Following are samples of information you may find:
Hurricane is one of the term used to describe tropical cyclones with maximum sustained winds exceeding 33 meters per second (63 knots, 73 mph, or 117 km/h). This weather phenomena is known with different names in different regions of the world:
- hurricane in the North Atlantic Ocean, North Pacific Ocean east of the dateline, and unofficially in the South Atlantic Ocean
- typhoon in the Northwest Pacific Ocean west of the dateline
- severe tropical cyclone in the Southwest Pacific Ocean west of 160°E or Southeast Indian Ocean east of 90°E
- severe cyclonic storm in the North Indian Ocean
- tropical cyclone in the Southwest Indian Ocean and South Pacific Ocean east of 160°E.
Whilst these terms all refer to the same phenomenon, the term cyclone indicates the storm occurs in the southern hemisphere whereas hurricane refers to the northern hemisphere. This derives from the fact that in the southern hemisphere, these depressions rotate in a clockwise direction (“cyclonic”) and in the northern hemisphere rotate in an anti-clockwise direction (“anti-cyclonic”).
Identify Variables:
When you think you know what variables may be involved, think about ways to change one at a time. If you change more than one at a time, you will not know what variable is causing your observation. Sometimes variables are linked and work together to cause something. At first, try to choose variables that you think act independently of each other.
Hypothesis:
Based on your gathered information, make an educated guess about what types of things affect the system you are working with. Identifying variables is necessary before you can make a hypothesis.
Experiment Design:
Design an experiment to test each hypothesis. Make a step-by-step list of what you will do to answer each question. This list is called an experimental procedure. For an experiment to give answers you can trust, it must have a “control.” A control is an additional experimental trial or run. It is a separate experiment, done exactly like the others. The only difference is that no experimental variables are changed. A control is a neutral “reference point” for comparison that allows you to see what changing a variable does by comparing it to not changing anything. Dependable controls are sometimes very hard to develop. They can be the hardest part of a project. Without a control you cannot be sure that changing the variable causes your observations. A series of experiments that includes a control is called a “controlled experiment.”

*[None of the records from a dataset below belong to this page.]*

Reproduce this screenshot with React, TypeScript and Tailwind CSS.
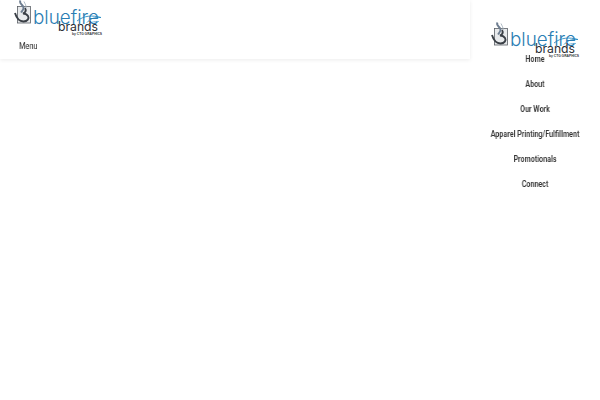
const links = ["Home", "About", "Our Work", "Apparel Printing/Fulfillment", "Promotionals", "Connect"];

const Logo = () => (
  <svg width="89" height="35" viewBox="0 0 89 35" className="block shrink-0 overflow-visible">
    {/* square mark with the flame */}
    <rect x="4.500" y="6.500" width="13" height="16.500" fill="#e8eaec" stroke="#5b6066" strokeWidth="0.800" />
    <path d="M2 13c1.500 5 4.500 8.500 8.500 8.500 4 0 6-3 4.500-5.500-1-1.500-3-2.500-5-2.500 2.500-1 3.500-3 2-5.500" fill="none" stroke="#3a3f46" strokeWidth="1.900" />
    <path d="M7.500 .5c-2 3 2.500 4 3 7 .3 2-1 3-2.500 5" fill="none" stroke="#6d7d90" strokeWidth="1.900" />
    <path d="M11 1.500c1 2.500 2.500 4 2 6.500" fill="none" stroke="#a5b1bc" strokeWidth="0.900" />
    {/* swoosh across the last letters */}
    <path d="M64 21c7-5.500 15-6 24-3.500-7-.5-11 1.500-14 5" fill="none" stroke="#2b8cc4" strokeWidth="0.900" />
    <path d="M73 26c4-3.500 8-5 13-4.500" fill="none" stroke="#5aa9d6" strokeWidth="0.800" />
    <text x="20" y="23.500" fontFamily="Inter, sans-serif" fontSize="18.500" fontWeight="300" fill="#2a7db3" textLength="66" lengthAdjust="spacingAndGlyphs">bluefire</text>
    <text x="45" y="31" fontFamily="Inter, sans-serif" fontSize="12.500" fontWeight="400" fill="#2c3036" textLength="40" lengthAdjust="spacingAndGlyphs">brands</text>
    <text x="59" y="34.700" fontFamily="Liberation Sans, sans-serif" fontSize="3" fontWeight="700" fill="#33363b" textLength="30" lengthAdjust="spacingAndGlyphs">by CTG GRAPHICS</text>
  </svg>
);

export default function App() {
  return (
    <div className="flex w-[600px] h-[400px] bg-white overflow-hidden font-['Roboto',sans-serif]">
      <div className="w-[470px] shrink-0">
        <header className="h-[59px] flex flex-col shadow-[0_1px_4px_rgba(0,0,0,0.08)]">
          <div className="pl-[13px]">
            <Logo />
          </div>
          <span className="ml-[19px] mt-[6px] text-[9px] leading-[10px] text-[#222] origin-left scale-x-[0.82] [will-change:transform]">Menu</span>
        </header>
      </div>
      <aside className="w-[130px] shrink-0 flex flex-col items-center pt-[22px]">
        <div className="-ml-[1px]">
          <Logo />
        </div>
        <nav className="w-full flex flex-col -mt-[10px]">
          {links.map((label) => (
            <a key={label} className="h-[25px] flex items-center justify-center text-[8.5px] font-semibold text-[#333] whitespace-nowrap scale-x-[0.84] [will-change:transform]">
              {label}
            </a>
          ))}
        </nav>
      </aside>
    </div>
  );
}
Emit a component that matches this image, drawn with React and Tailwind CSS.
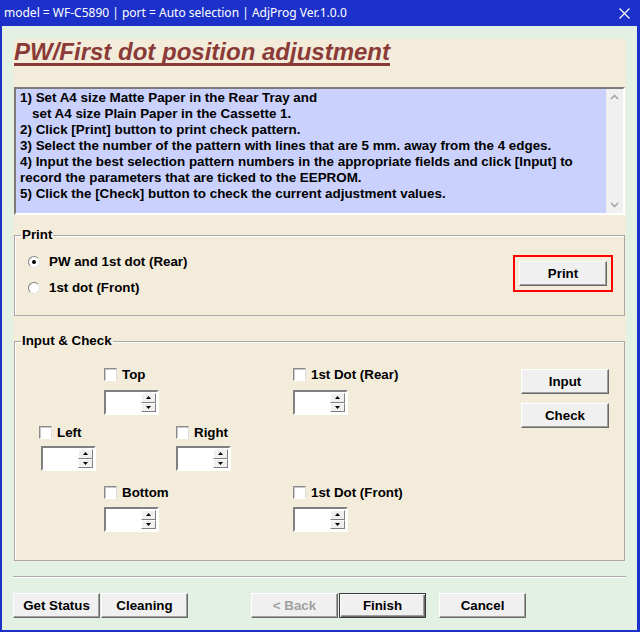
import React from 'react';

const raised =
  'bg-[#f0f0f0] border border-t-white border-l-white border-r-[#696969] border-b-[#696969] shadow-[inset_-1px_-1px_0_#a0a0a0]';

function WinButton({ children, className = '', disabled, isDefault }) {
  return (
    <button
      className={`h-[25px] flex items-center justify-center text-[13.33px] font-bold ${
        isDefault
          ? 'bg-[#f0f0f0] border border-[#3c3c3c] shadow-[inset_1px_1px_0_#fff,inset_-1px_-1px_0_#696969,inset_-2px_-2px_0_#a0a0a0]'
          : raised
      } ${disabled ? 'text-[#a0a0a0]' : 'text-black'} ${className}`}
    >
      {children}
    </button>
  );
}

function Checkbox({ label }) {
  return (
    <div className="flex items-center h-[13px]">
      <div className="w-[13px] h-[13px] bg-white border border-t-[#8a8a8a] border-l-[#8a8a8a] border-r-[#dcdcdc] border-b-white shadow-[inset_1px_1px_0_#c8c8c8]" />
      <span className="ml-[5px] text-[13.33px] font-bold leading-[16px]">{label}</span>
    </div>
  );
}

function SpinButton({ up }) {
  return (
    <div className="flex-1 flex items-center justify-center bg-[#f0f0f0] border border-t-white border-l-white border-r-[#808080] border-b-[#808080]">
      <svg width="5" height="3" viewBox="0 0 5 3">
        {up ? <polygon points="2.5,0 5,3 0,3" fill="#000" /> : <polygon points="0,0 5,0 2.5,3" fill="#000" />}
      </svg>
    </div>
  );
}

function Spin({ className = '' }) {
  return (
    <div
      className={`flex w-[55px] h-[25px] bg-white border-2 border-t-[#808080] border-l-[#808080] border-r-white border-b-white ${className}`}
    >
      <div className="flex-1 bg-white" />
      <div className="flex flex-col w-[16px] py-[1px] pr-[1px]">
        <SpinButton up />
        <SpinButton />
      </div>
    </div>
  );
}

function Radio({ checked, label }) {
  return (
    <div className="flex items-center h-[16px]">
      <div className="w-[12px] h-[12px] rounded-full bg-white border-[1.5px] border-t-[#808080] border-l-[#808080] border-r-[#e4e4e4] border-b-[#e4e4e4] flex items-center justify-center">
        {checked && <div className="w-[4px] h-[4px] rounded-full bg-black" />}
      </div>
      <span className="ml-[9px] text-[13.33px] font-bold">{label}</span>
    </div>
  );
}

function Chevron({ down }) {
  return (
    <svg width="9" height="6" viewBox="0 0 9 6">
      <polyline
        points={down ? '1,1 4.5,4.5 8,1' : '1,5 4.5,1.5 8,5'}
        fill="none"
        stroke="#a6a6a6"
        strokeWidth="1.6"
      />
    </svg>
  );
}

export default function App() {
  return (
    <div
      className="w-[640px] h-[632px] bg-[#1b31c9] flex flex-col text-black"
      style={{ fontFamily: '"Liberation Sans", Arial, sans-serif' }}
    >
      {/* Title bar */}
      <div className="h-[26px] flex items-center justify-between pl-[4px] pr-[10px] text-white">
        <span className="text-[12px]" style={{ fontFamily: '"Noto Sans", sans-serif' }}>
          model = WF-C5890 | port = Auto selection | AdjProg Ver.1.0.0
        </span>
        <svg width="11" height="11" viewBox="0 0 11 11">
          <path d="M0.5 0.5 L10.5 10.5 M10.5 0.5 L0.5 10.5" stroke="#fff" strokeWidth="1.2" />
        </svg>
      </div>

      {/* Body */}
      <div className="flex-1 ml-[2px] mr-[3px] mb-[2px] bg-[#e2f1e3] px-[11px] pt-[13px] flex flex-col">
        <div className="bg-[#f3ecda] px-[1px] pb-[1px] flex flex-col">
          <div className="h-[26px] leading-[26px]">
            <span className="text-[24px] font-bold italic text-[#8b3b37] underline decoration-[3px] underline-offset-[3px] [text-decoration-skip-ink:none]">
              PW/First dot position adjustment
            </span>
          </div>

          {/* Instructions */}
          <div className="mt-[22px] h-[128px] flex bg-[#c9d1fc] border-2 border-t-[#7a7a7a] border-l-[#7a7a7a] border-r-white border-b-white">
            <div className="flex-1 pl-[4px] pt-[1px] text-[13.4px] font-bold leading-[16px]">
              <div>1) Set A4 size Matte Paper in the Rear Tray and</div>
              <div className="pl-[12px]">set A4 size Plain Paper in the Cassette 1.</div>
              <div>2) Click [Print] button to print check pattern.</div>
              <div>3) Select the number of the pattern with lines that are 5 mm. away from the 4 edges.</div>
              <div>4) Input the best selection pattern numbers in the appropriate fields and click [Input] to</div>
              <div>record the parameters that are ticked to the EEPROM.</div>
              <div>5) Click the [Check] button to check the current adjustment values.</div>
            </div>
            <div className="w-[17px] bg-[#f0f0f0] flex flex-col justify-between items-center py-[5px]">
              <Chevron />
              <Chevron down />
            </div>
          </div>

          {/* Print group */}
          <fieldset className="mt-[12px] h-[89px] border border-[#a8a8a8] shadow-[inset_1px_1px_0_#fff]">
            <legend className="ml-[6px] px-[1px] text-[13.33px] font-bold leading-[16px]">Print</legend>
            <div className="flex justify-between items-start">
              <div className="pl-[13px] pt-[11px] flex flex-col gap-[10px]">
                <Radio checked label="PW and 1st dot (Rear)" />
                <Radio label="1st dot (Front)" />
              </div>
              <div className="mt-[12px] mr-[11px] border-2 border-[#ff0000] px-[4px] py-[4px]">
                <WinButton className="w-[88px]">Print</WinButton>
              </div>
            </div>
          </fieldset>

          {/* Input & Check group */}
          <fieldset className="mt-[17px] h-[228px] border border-[#a8a8a8] shadow-[inset_1px_1px_0_#fff]">
            <legend className="ml-[6px] px-[1px] text-[13.33px] font-bold leading-[16px]">Input &amp; Check</legend>
            <div className="flex justify-between items-start">
              <div className="flex flex-col pt-[19px]">
                <div className="flex pl-[89px]">
                  <div className="w-[189px] flex flex-col">
                    <Checkbox label="Top" />
                    <Spin className="mt-[9px]" />
                  </div>
                  <div className="flex flex-col">
                    <Checkbox label="1st Dot (Rear)" />
                    <Spin className="mt-[9px]" />
                  </div>
                </div>
                <div className="flex pl-[24px] mt-[11px]">
                  <div className="w-[137px] flex flex-col">
                    <Checkbox label="Left" />
                    <Spin className="mt-[7px] ml-[2px]" />
                  </div>
                  <div className="flex flex-col">
                    <Checkbox label="Right" />
                    <Spin className="mt-[7px]" />
                  </div>
                </div>
                <div className="flex pl-[89px] mt-[15px]">
                  <div className="w-[189px] flex flex-col">
                    <Checkbox label="Bottom" />
                    <Spin className="mt-[8px]" />
                  </div>
                  <div className="flex flex-col">
                    <Checkbox label="1st Dot (Front)" />
                    <Spin className="mt-[8px]" />
                  </div>
                </div>
              </div>
              <div className="pt-[20px] mr-[15px] flex flex-col gap-[9px]">
                <WinButton className="w-[88px]">Input</WinButton>
                <WinButton className="w-[88px]">Check</WinButton>
              </div>
            </div>
          </fieldset>
        </div>

        {/* Separator */}
        <div className="mt-[14px] h-[2px] border-t border-t-[#a8a8a8] border-b border-b-white" />

        {/* Bottom buttons */}
        <div className="mt-[15px] flex">
          <WinButton className="w-[87px]">Get Status</WinButton>
          <WinButton className="w-[87px] ml-[1px]">Cleaning</WinButton>
          <WinButton className="w-[87px] ml-[63px]" disabled>
            &lt; Back
          </WinButton>
          <WinButton className="w-[87px] ml-[1px]" isDefault>
            Finish
          </WinButton>
          <WinButton className="w-[87px] ml-[13px]">Cancel</WinButton>
        </div>
      </div>
    </div>
  );
}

In this project you will construct a model to create convection currents caused by the differences in the air temperature. You will experiment to see if a larger variation of temperature cause a higher wind speed.
Experiment:
Materials and Equipment:
Description
Results of Experiment (Observation):
Experiments are often done in series. A series of experiments can be done by changing one variable a different amount each time. A series of experiments is made up of separate experimental “runs.” During each run you make a measurement of how much the variable affected the system under study. For each run, a different amount of change in the variable is used. This produces a different amount of response in the system. You measure this response, or record data, in a table for this purpose. This is considered “raw data” since it has not been processed or interpreted yet. When raw data gets processed mathematically, for example, it becomes results.
Calculations:
Description
Summery of Results:
Summarize what happened. This can be in the form of a table of processed numerical data, or graphs. It could also be a written statement of what occurred during experiments.

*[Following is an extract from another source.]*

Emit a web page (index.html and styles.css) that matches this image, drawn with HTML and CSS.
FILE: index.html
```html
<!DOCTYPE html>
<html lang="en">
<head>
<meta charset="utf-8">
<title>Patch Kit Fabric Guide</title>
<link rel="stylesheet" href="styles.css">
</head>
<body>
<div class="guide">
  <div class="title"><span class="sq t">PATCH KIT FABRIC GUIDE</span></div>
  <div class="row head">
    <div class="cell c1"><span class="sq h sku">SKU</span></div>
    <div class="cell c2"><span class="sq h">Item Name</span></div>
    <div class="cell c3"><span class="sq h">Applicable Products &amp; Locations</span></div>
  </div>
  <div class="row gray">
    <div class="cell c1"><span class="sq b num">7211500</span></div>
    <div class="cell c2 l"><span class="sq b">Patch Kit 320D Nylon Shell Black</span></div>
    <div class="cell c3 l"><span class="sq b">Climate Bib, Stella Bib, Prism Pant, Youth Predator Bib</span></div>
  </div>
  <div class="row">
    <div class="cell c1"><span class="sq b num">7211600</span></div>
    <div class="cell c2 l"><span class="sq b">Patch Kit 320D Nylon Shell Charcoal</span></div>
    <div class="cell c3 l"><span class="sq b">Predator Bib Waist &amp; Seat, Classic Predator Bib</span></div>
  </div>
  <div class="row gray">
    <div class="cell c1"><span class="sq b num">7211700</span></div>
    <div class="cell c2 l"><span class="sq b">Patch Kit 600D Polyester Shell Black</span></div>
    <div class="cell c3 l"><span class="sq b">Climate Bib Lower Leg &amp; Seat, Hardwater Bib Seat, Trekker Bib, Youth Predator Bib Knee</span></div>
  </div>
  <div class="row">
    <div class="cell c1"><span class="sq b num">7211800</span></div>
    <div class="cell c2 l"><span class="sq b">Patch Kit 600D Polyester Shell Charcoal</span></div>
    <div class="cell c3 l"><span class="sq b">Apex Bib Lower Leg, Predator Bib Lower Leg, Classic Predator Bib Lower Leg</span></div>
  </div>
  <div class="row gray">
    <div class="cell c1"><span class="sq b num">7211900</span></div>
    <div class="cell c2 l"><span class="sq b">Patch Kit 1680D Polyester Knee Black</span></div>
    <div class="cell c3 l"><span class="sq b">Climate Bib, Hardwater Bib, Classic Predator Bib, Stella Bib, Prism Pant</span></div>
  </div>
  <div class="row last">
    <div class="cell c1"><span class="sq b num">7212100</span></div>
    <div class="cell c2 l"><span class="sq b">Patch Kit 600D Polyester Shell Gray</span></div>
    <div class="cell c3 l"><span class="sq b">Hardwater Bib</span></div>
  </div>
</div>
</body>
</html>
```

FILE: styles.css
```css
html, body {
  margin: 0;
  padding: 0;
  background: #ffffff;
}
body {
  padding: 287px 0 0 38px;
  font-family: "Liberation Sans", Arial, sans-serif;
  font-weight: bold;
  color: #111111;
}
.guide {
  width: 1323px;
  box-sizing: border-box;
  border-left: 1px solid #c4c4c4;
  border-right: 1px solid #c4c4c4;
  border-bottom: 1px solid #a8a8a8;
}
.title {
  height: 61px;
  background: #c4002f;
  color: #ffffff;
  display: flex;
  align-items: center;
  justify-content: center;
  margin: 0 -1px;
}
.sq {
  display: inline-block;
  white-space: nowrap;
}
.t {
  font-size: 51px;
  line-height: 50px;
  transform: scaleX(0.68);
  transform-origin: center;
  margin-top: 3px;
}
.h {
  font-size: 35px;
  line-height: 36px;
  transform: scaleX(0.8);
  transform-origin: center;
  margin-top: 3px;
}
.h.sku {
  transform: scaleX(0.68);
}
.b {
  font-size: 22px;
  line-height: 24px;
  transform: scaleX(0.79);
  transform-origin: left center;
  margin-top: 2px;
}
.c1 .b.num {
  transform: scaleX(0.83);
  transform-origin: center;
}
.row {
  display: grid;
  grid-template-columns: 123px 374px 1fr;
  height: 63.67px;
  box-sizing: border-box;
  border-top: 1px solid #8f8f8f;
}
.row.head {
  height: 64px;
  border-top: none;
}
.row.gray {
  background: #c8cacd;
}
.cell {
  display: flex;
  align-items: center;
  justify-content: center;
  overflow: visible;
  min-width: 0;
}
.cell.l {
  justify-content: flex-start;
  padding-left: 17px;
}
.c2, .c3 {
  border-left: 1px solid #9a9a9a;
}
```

It is from calculations using recorded data that tables and graphs are made. Studying tables and graphs, we can see trends that tell us how different variables cause our observations. Based on these trends, we can draw conclusions about the system under study. These conclusions help us confirm or deny our original hypothesis. Often, mathematical equations can be made from graphs. These equations allow us to predict how a change will affect the system without the need to do additional experiments. Advanced levels of experimental science rely heavily on graphical and mathematical analysis of data. At this level, science becomes even more interesting and powerful.
Conclusion:
Using the trends in your experimental data and your experimental observations, try to answer your original questions. Is your hypothesis correct? Now is the time to pull together what happened, and assess the experiments you did.

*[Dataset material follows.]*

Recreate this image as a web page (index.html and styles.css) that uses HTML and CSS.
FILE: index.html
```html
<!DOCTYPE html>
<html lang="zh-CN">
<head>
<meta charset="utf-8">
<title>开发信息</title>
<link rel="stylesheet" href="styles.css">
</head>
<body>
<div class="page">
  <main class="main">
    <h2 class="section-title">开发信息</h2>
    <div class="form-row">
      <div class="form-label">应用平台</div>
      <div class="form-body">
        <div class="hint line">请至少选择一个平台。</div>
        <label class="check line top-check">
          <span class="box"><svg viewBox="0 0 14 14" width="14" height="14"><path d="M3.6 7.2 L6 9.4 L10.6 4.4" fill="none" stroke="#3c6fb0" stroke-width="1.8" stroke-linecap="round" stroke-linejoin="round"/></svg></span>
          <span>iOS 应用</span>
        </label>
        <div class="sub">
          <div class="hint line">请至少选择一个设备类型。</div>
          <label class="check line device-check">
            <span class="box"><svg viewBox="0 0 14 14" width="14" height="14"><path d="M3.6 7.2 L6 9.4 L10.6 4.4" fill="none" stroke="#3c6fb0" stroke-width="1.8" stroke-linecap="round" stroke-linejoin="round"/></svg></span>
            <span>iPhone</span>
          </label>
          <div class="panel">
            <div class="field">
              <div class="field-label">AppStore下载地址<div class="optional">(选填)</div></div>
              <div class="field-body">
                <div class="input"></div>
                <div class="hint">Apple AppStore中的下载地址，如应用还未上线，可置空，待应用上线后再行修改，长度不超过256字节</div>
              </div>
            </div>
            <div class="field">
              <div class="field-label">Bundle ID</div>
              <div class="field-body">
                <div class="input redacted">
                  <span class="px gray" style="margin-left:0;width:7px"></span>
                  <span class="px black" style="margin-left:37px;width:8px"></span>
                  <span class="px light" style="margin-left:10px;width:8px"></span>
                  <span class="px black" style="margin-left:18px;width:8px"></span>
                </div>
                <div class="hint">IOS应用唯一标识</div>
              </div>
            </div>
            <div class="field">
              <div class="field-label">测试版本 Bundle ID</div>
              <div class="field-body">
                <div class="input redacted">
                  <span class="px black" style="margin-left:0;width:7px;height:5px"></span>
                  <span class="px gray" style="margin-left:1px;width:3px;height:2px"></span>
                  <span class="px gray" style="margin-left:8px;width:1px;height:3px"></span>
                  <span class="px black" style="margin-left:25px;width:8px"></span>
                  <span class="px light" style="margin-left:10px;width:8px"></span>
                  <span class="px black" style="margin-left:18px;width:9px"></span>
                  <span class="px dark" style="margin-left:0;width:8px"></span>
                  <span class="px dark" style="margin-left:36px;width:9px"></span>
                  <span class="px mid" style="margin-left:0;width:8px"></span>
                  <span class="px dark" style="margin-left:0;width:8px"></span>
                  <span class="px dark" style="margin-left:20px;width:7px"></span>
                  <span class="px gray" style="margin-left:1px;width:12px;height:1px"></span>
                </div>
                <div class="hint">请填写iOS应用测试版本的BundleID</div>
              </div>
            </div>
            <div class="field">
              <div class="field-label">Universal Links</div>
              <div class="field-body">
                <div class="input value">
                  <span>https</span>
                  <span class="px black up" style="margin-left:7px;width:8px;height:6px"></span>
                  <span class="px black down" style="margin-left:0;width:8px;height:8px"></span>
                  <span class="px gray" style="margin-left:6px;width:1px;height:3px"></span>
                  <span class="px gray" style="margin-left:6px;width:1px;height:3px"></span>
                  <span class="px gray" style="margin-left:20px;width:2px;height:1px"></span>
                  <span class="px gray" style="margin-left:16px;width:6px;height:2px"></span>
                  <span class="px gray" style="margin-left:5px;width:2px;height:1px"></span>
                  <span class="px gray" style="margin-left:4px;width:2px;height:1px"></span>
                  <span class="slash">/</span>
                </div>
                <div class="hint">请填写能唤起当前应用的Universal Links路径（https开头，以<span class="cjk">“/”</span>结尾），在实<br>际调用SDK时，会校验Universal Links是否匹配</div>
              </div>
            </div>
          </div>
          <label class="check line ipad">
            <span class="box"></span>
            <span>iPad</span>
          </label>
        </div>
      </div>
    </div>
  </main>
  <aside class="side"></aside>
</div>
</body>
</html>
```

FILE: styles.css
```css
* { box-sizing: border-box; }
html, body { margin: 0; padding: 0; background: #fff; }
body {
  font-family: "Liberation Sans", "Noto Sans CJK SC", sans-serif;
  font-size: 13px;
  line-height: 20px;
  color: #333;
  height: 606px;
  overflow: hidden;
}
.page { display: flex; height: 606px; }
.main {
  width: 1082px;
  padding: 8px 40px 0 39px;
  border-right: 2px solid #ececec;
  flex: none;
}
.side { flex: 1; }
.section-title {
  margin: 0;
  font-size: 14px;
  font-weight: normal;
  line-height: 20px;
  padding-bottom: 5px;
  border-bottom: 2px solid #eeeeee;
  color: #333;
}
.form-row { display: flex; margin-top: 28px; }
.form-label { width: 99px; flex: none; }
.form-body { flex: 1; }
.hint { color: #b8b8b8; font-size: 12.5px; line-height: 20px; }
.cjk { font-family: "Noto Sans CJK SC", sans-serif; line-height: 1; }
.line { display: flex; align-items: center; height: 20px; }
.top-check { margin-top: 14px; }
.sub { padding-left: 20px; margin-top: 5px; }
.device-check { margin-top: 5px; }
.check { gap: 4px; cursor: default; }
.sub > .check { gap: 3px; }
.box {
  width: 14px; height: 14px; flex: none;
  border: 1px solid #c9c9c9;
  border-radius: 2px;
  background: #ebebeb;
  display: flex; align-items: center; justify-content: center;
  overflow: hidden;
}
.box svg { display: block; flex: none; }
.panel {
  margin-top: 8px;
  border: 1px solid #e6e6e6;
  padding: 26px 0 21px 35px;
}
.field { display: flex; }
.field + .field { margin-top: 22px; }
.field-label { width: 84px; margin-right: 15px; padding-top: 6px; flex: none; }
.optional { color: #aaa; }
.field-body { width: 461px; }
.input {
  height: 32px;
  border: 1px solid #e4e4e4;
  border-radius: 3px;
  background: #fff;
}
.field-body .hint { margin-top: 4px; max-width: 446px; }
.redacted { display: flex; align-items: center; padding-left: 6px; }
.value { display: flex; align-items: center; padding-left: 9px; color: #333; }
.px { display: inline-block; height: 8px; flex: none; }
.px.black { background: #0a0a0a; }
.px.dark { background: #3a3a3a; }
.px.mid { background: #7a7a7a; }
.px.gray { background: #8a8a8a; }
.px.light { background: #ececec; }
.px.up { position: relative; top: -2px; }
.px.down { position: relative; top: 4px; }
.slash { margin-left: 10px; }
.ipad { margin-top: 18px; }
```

Related Questions & Answers:
What you have learned may allow you to answer other questions. Many questions are related. Several new questions may have occurred to you while doing experiments. You may now be able to understand or verify things that you discovered when gathering information for the project. Questions lead to more questions, which lead to additional hypothesis that need to be tested.
Possible Errors:
If you did not observe anything different than what happened with your control, the variable you changed may not affect the system you are investigating. If you did not observe a consistent, reproducible trend in your series of experimental runs there may be experimental errors affecting your results. The first thing to check is how you are making your measurements. Is the measurement method questionable or unreliable? Maybe you are reading a scale incorrectly, or maybe the measuring instrument is working erratically.
If you determine that experimental errors are influencing your results, carefully rethink the design of your experiments. Review each step of the procedure to find sources of potential errors. If possible, have a scientist review the procedure with you. Sometimes the designer of an experiment can miss the obvious.